The main challenge is managing the dependencies between rows and columns, especially for duplicate values. Using a data structure that can efficiently group connected elements with the same value (like Union-Find/Disjoint Set Union) is key for handling this efficiently.

Solution Approach

To solve the problem efficiently, we use the following steps:

  1. Group by Value: First, group all positions in the matrix by their value. We'll process values in increasing order so that ranks for smaller values are set before larger ones.
  2. Union-Find for Connections: For each value, use a Disjoint Set Union (DSU) to group all positions with the same value that are in the same row or column.
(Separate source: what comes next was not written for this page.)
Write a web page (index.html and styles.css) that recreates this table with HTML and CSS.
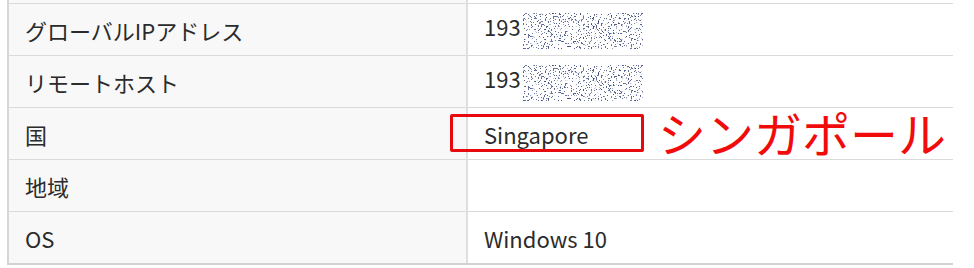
FILE: index.html
```html
<!DOCTYPE html>
<html lang="ja">
<head>
    <meta charset="UTF-8">
    <meta name="viewport" content="width=device-width, initial-scale=1.0">
    <title>アクセス情報</title>
    <link rel="stylesheet" href="styles.css">
</head>
<body>
    <table class="info">
        <tr class="cut">
            <th></th>
            <td></td>
        </tr>
        <tr>
            <th>グローバルIPアドレス</th>
            <td>193<span class="masked"><svg width="120" height="36" viewBox="0 0 120 36"><filter id="noise" x="0" y="0" width="100%" height="100%"><feTurbulence type="fractalNoise" baseFrequency="0.6" numOctaves="3" seed="7"/><feColorMatrix type="matrix" values="0.1 0.3 0 0 -0.1  0 0.3 0.1 0 -0.05  0 0.2 0.5 0 -0.05  24 0 0 0 -14.6"/></filter><rect width="120" height="36" filter="url(#noise)"/></svg></span></td>
        </tr>
        <tr>
            <th>リモートホスト</th>
            <td>193<span class="masked"><svg width="120" height="36" viewBox="0 0 120 36"><rect width="120" height="36" filter="url(#noise)"/></svg></span></td>
        </tr>
        <tr>
            <th>国</th>
            <td class="marked">
                Singapore
                <span class="mark-box"></span>
                <span class="mark-note">シンガポール</span>
            </td>
        </tr>
        <tr>
            <th>地域</th>
            <td></td>
        </tr>
        <tr>
            <th>OS</th>
            <td>Windows 10</td>
        </tr>
    </table>
</body>
</html>
```

FILE: styles.css
```css
body {
    margin: 0;
    background-color: #fff;
    font-family: "Noto Sans CJK JP", "Noto Sans", sans-serif;
    color: #2b2b2b;
}

.info {
    margin-left: 7px;
    width: 946px;
    border-collapse: collapse;
    font-size: 22px;
}

.info th,
.info td {
    height: 51px;
    padding: 0 16px;
    border-top: 1px solid #dadada;
    border-bottom: 1px solid #dadada;
    text-align: left;
    vertical-align: middle;
    font-weight: normal;
}

.info th {
    width: 425px;
    background-color: #f8f8f8;
    border-left: 2px solid #d6d6d6;
    border-right: 2px solid #dedede;
}

.info tr:last-child th,
.info tr:last-child td {
    border-bottom: 2px solid #d2d2d2;
}

.info .cut th,
.info .cut td {
    height: 3px;
    padding: 0;
    border-top: none;
}

.masked {
    display: inline-block;
    vertical-align: middle;
    margin-left: 2px;
}

.masked svg {
    display: block;
}

.marked {
    position: relative;
}

/* annotation drawn over the country cell */
.mark-box {
    position: absolute;
    left: -18px;
    top: 6px;
    width: 188px;
    height: 32px;
    border: 3px solid #e8090e;
    border-radius: 2px;
}

.mark-note {
    position: absolute;
    left: 190px;
    top: -6px;
    font-size: 48px;
    line-height: 60px;
    color: #f10b0b;
    white-space: nowrap;
}
```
This ensures that all such positions get the same rank.
  3. Compute Rank: For each group of connected positions, determine the maximum rank among all their rows and columns (from previous steps), and set the rank for the current group as one more than this maximum.
  4. Update Ranks: Update the row and column ranks for all positions in the current group so that future, larger values in the same row/column get the correct minimum possible rank.
  5. Repeat: Move to the next larger value and repeat the process.

By using a DSU, we efficiently manage connections between duplicate values, and by processing in value order, we guarantee that all constraints are met.

Example Walkthrough

Consider the matrix: 

    1 2
    3 4
  • We process 1 first. It is at (0,0). No smaller value, so rank is 1.
  • Next, 2 at (0,1). The largest rank in its row/column so far is 1 (from 1), so its rank is 2.
  • Then, 3 at (1,0). The largest rank in its row/column so far is 1 (from 1), so its rank is 2.
  • Finally, 4 at (1,1). Its row and column both have rank 2 (from 2 and 3), so its rank is 3.

The resulting matrix is: 

    1 2
    2 3

If there are duplicate values in the same row or column, they are grouped and assigned the same rank.

Time and Space Complexity

  • Brute-force approach: Would need to repeatedly scan and update the matrix, resulting in O((mn)^2) or worse, which is not practical for large matrices.
  • Optimized approach:
    • Grouping and sorting by value: O(mn log(mn)), since we sort all matrix elements.
    • Union-Find operations: Nearly O(1) per operation (amortized), and we do at most O(mn) of them.
    • Overall time: O(mn log(mn)), dominated by the sorting step.
    • Space: O(mn) for storing groups and ranks.

Summary

The Rank Transform of a Matrix problem is solved efficiently by processing elements in value order, using Union-Find to group duplicates, and carefully tracking the maximum rank in each row and column. This approach ensures all constraints are met and achieves optimal time complexity. The elegance comes from combining sorting, grouping, and DSU to handle all dependencies succinctly.